Storm sees the future. He sketches grand architectures and envisions the ultimate product. He is the Magician as a pure visionary.

  • His Strength: He provides the “north star” that inspires the team.
  • His Shadow: He gets lost in his own brilliant ideas. He’s always three releases ahead, while the current sprint is on fire. He is the “Magician” in his shadow—the detached intellectual, in love with ideas but disconnected from reality.
  • The Integration: His vision must be broken down into actionable, concrete steps. A grand vision without the pragmatic leadership of the King is just a daydream.

3. The Glacier Ninja: Logic Without Latitude

Glacier is the master of order and precision. He produces flawless code, documents everything, and never misses a detail. He is the embodiment of pure Order.

  • His Strength: He provides the stability and reliability that every system needs.
  • His Shadow: His rigidity can stifle creativity and innovation. He fears the “messy” process of experimentation. He is the shadow of the King – the Tyrant of Rules, who prioritizes the process over the outcome.
  • The Integration: He must learn that true order is not rigid; it is adaptable. He must embrace that a period of controlled Chaos (the Lover’s domain) is necessary for breakthrough innovation.

4. The Mountain Ninja: Support That Becomes a Bottleneck

Mountain is the selfless teammate, the first to help a colleague in distress. He is the nurturing, empathetic aspect of the Lover.

  • His Strength: He builds morale and fosters a collaborative spirit.
  • His Shadow: In his selfless desire to help, he neglects his own critical tasks. He becomes the “Masochist” shadow of the Warrior – sacrificing his own mission for the sake of others’ approval. His “help” becomes a source of system-wide delays.
  • The Integration: He must learn the Warrior’s discipline of setting boundaries. He must understand that the greatest service to the team is to first complete his own mission with excellence.

5. The Wizard Ninja: Strategy Without Grounding

Wizard is the mentor and strategist. He sees the big picture, secures the resources, and sets the direction. He is the King as a pure strategist.

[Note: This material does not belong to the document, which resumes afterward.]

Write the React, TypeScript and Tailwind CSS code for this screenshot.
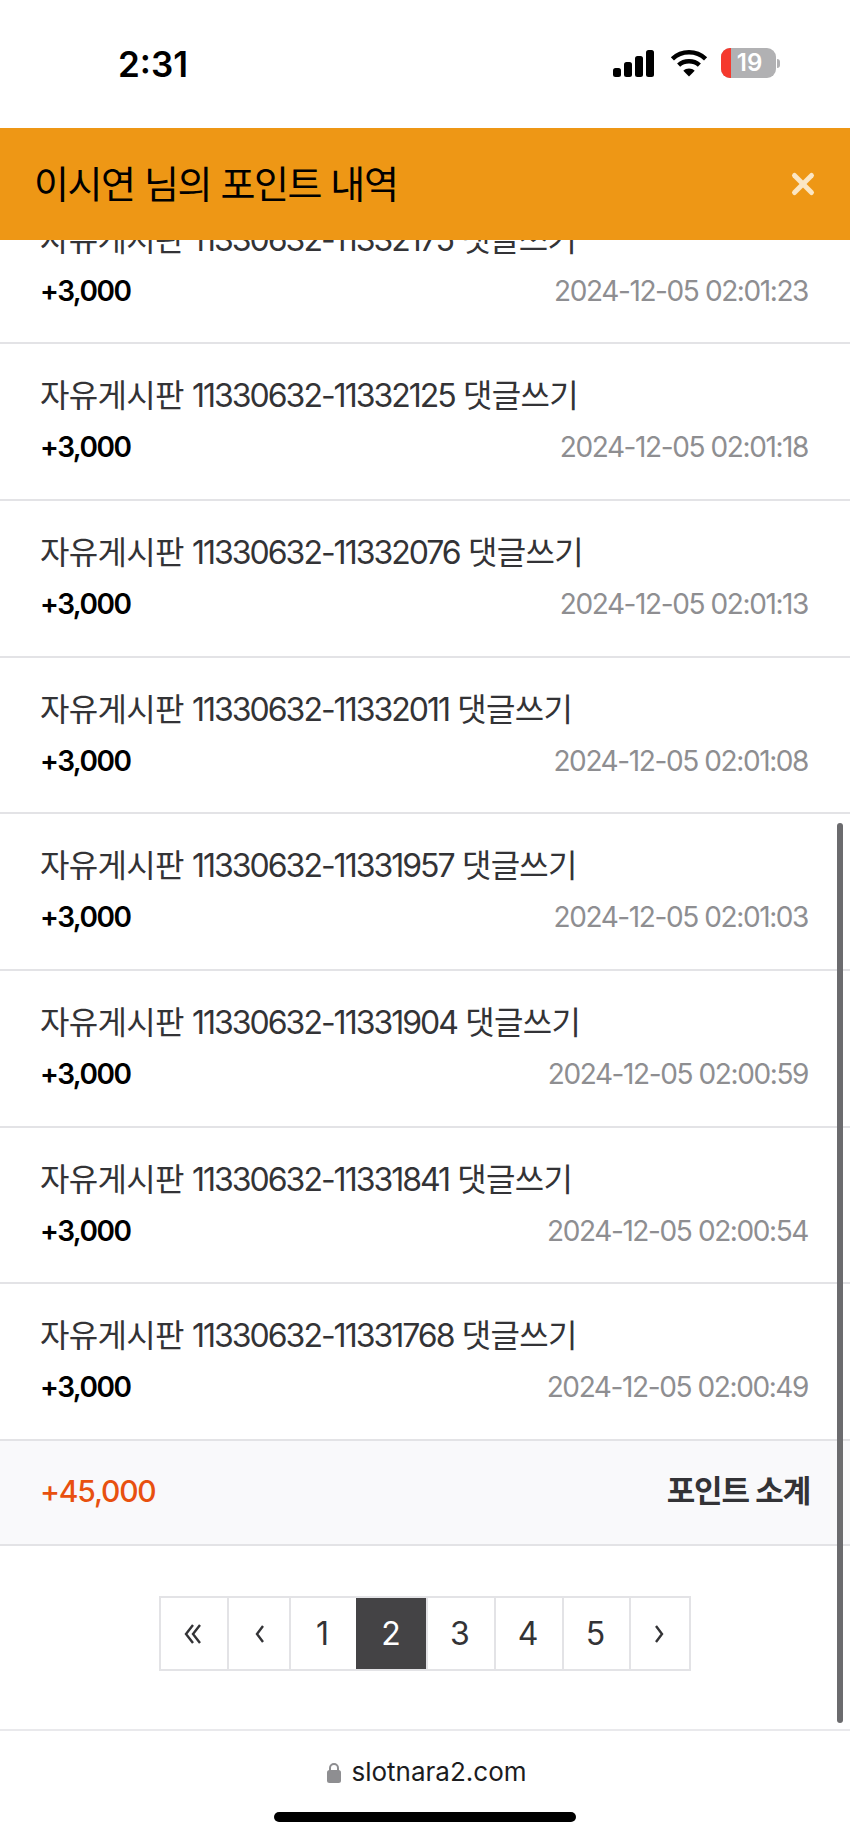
import React from 'react';
import { X } from 'lucide-react';

interface PointRow {
  id: string;
  time: string;
}

const rows: PointRow[] = [
  { id: '11330632-11332175', time: '2024-12-05 02:01:23' },
  { id: '11330632-11332125', time: '2024-12-05 02:01:18' },
  { id: '11330632-11332076', time: '2024-12-05 02:01:13' },
  { id: '11330632-11332011', time: '2024-12-05 02:01:08' },
  { id: '11330632-11331957', time: '2024-12-05 02:01:03' },
  { id: '11330632-11331904', time: '2024-12-05 02:00:59' },
  { id: '11330632-11331841', time: '2024-12-05 02:00:54' },
  { id: '11330632-11331768', time: '2024-12-05 02:00:49' },
];

const StatusIcons = () => (
  <div className="flex items-center">
    <svg className="mr-[15px]" width="42" height="27" viewBox="0 0 42 27" fill="#000">
      <rect x="0" y="18" width="8" height="9" rx="2.5" />
      <rect x="11" y="12" width="8" height="15" rx="2.5" />
      <rect x="22" y="6" width="8" height="21" rx="2.5" />
      <rect x="33" y="0" width="8" height="27" rx="2.5" />
    </svg>
    <svg className="mr-[13px]" width="38" height="28" viewBox="0 0 36 27" fill="none" stroke="#000" strokeWidth="4.4">
      <path d="M2 9.5C11 1 25 1 34 9.5" />
      <path d="M8 15.5C13.500 10.500 22.500 10.500 28 15.500" />
      <path d="M18 26.500L12.500 21C15.500 18 20.500 18 23.500 21Z" fill="#000" stroke="none" />
    </svg>
    <div className="flex items-center gap-[1px]">
      <div className="relative flex h-[30px] w-[55px] items-center justify-center overflow-hidden rounded-[9px] bg-[#b1b1b3] pl-[2px]">
        <div className="absolute inset-y-0 left-0 w-[10px] bg-[#f5392e]" />
        <span className="relative text-[24px] font-semibold leading-[30px] text-white">19</span>
      </div>
      <div className="h-[9px] w-[3px] rounded-r-full bg-[#b1b1b3]" />
    </div>
  </div>
);

const Row = ({ row }: { row: PointRow }) => (
  <div className="h-[156.700px] shrink-0 border-b-2 border-[#e3e3e6] pl-[40px] pr-[42px] pt-[30px]">
    <div className="whitespace-nowrap text-[32px] leading-[44px] tracking-[-0.700px] text-[#333336]">
      자유게시판 <span className="tracking-[-2px]">{row.id}</span> 댓글쓰기
    </div>
    <div className="mt-[7px] flex items-center justify-between">
      <span className="text-[28px] font-semibold leading-[44px] tracking-[-1.500px] text-black">+3,000</span>
      <span className="text-[28px] leading-[44px] tracking-[-1.400px] text-[#8e8e91]">{row.time}</span>
    </div>
  </div>
);

const PageCell = ({ width, active, children }: { width: string; active?: boolean; children: React.ReactNode }) => (
  <div
    className={`flex h-full items-center justify-center border-l-2 pr-[2px] first:border-l-0 ${width} ${
      active ? 'border-[#444345] bg-[#444345] text-white' : 'border-[#e3e3e6] text-[#333336]'
    }`}
  >
    {children}
  </div>
);

const Arrow = ({ d }: { d: string }) => (
  <svg width="24" height="26" viewBox="0 0 24 26" fill="none" stroke="#333336" strokeWidth="2.400">
    <path d={d} />
  </svg>
);

export default function App() {
  return (
    <div className="relative flex h-[1843px] w-[850px] flex-col overflow-hidden bg-white font-['Inter','Noto_Sans_CJK_KR',sans-serif]">
      <div className="flex h-[128px] shrink-0 items-start justify-between pl-[118px] pr-[70px] pt-[42px]">
        <span className="text-[35px] font-semibold leading-[44px] text-black">2:31</span>
        <div className="pt-[6px]">
          <StatusIcons />
        </div>
      </div>

      <div className="z-10 flex h-[112px] shrink-0 items-center justify-between bg-[#ee9715] pl-[34px] pr-[30px]">
        <h1 className="text-[38px] font-normal tracking-[-1.400px] text-black">이시연 님의 포인트 내역</h1>
        <X className="text-[#fbe6c4]" size={34} strokeWidth={3.500} />
      </div>

      <div className="flex h-[1201px] shrink-0 flex-col justify-end overflow-hidden">
        {rows.map((row) => (
          <Row key={row.time} row={row} />
        ))}
      </div>

      <div className="flex h-[105px] shrink-0 items-center justify-between border-b-2 border-[#e3e3e6] bg-[#f9f9fb] pb-[3px] pl-[40px] pr-[40px]">
        <span className="text-[30px] font-medium tracking-[-1.200px] text-[#e8500f]">+45,000</span>
        <span className="text-[31px] font-semibold tracking-[-1.200px] text-[#333336]">포인트 소계</span>
      </div>

      <div className="flex h-[185px] shrink-0 items-start justify-center border-b-2 border-[#e9e9ec] pt-[50px]">
        <div className="flex h-[75px] w-[532px] border-2 border-[#e3e3e6] text-[32px]">
          <PageCell width="w-[66px]"><Arrow d="M12 4L5 13L12 22M19 4L12 13L19 22" /></PageCell>
          <PageCell width="w-[62px]"><Arrow d="M17 5L11 13L17 21" /></PageCell>
          <PageCell width="w-[67px]">1</PageCell>
          <PageCell width="w-[70px]" active>2</PageCell>
          <PageCell width="w-[68px]">3</PageCell>
          <PageCell width="w-[68px]">4</PageCell>
          <PageCell width="w-[67px]">5</PageCell>
          <PageCell width="w-[60px]"><Arrow d="M9 5L15 13L9 21" /></PageCell>
        </div>
      </div>

      <div className="flex flex-1 flex-col items-center pt-[24px]">
        <div className="ml-[4px] flex items-center gap-[10px]">
          <svg width="14" height="21" viewBox="0 0 14 21">
            <path d="M3 9V6a4 4 0 0 1 8 0v3" fill="none" stroke="#8e8e91" strokeWidth="2" />
            <rect x="0" y="8" width="14" height="13" rx="2.500" fill="#8e8e91" />
          </svg>
          <span className="text-[26px] leading-[34px] text-[#1c1c1e]">slotnara2.com</span>
        </div>
        <div className="mt-[23px] h-[10px] w-[302px] rounded-full bg-black" />
      </div>

      {/* overlay scrollbar */}
      <div className="absolute left-[837px] top-[823px] h-[900px] w-[6px] rounded-full bg-[#6b6b6e]" />
    </div>
  );
}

  • His Strength: He provides the vision and the resources for success.
  • His Shadow: He can become too detached from the day-to-day reality of the work. His grand strategies can fail if they are not grounded in the practical realities of the team’s capacity. He is the “Weakling” King – abdicating the hands-on responsibility of leadership.
  • The Integration: He must pair his high-level vision with a deep, practical understanding of the work on the ground. He needs the Warrior’s connection to action.

Conclusion: The Integrated Leader (The Master of the Dojo)

A successful project is not about having one of these ninjas. It is about a single leader who can consciously access and deploy all five energies as needed.

A true leader is the master of this inner dojo. He has the Lover’s passion to start the mission, the Magician’s vision to see the destination, the King’s wisdom to chart the course, and the Warrior’s discipline to walk the path.

This is the essence of systems thinking, applied to the most complex system of all: the self. Before you can lead a team, you must first learn to lead the team within your own mind.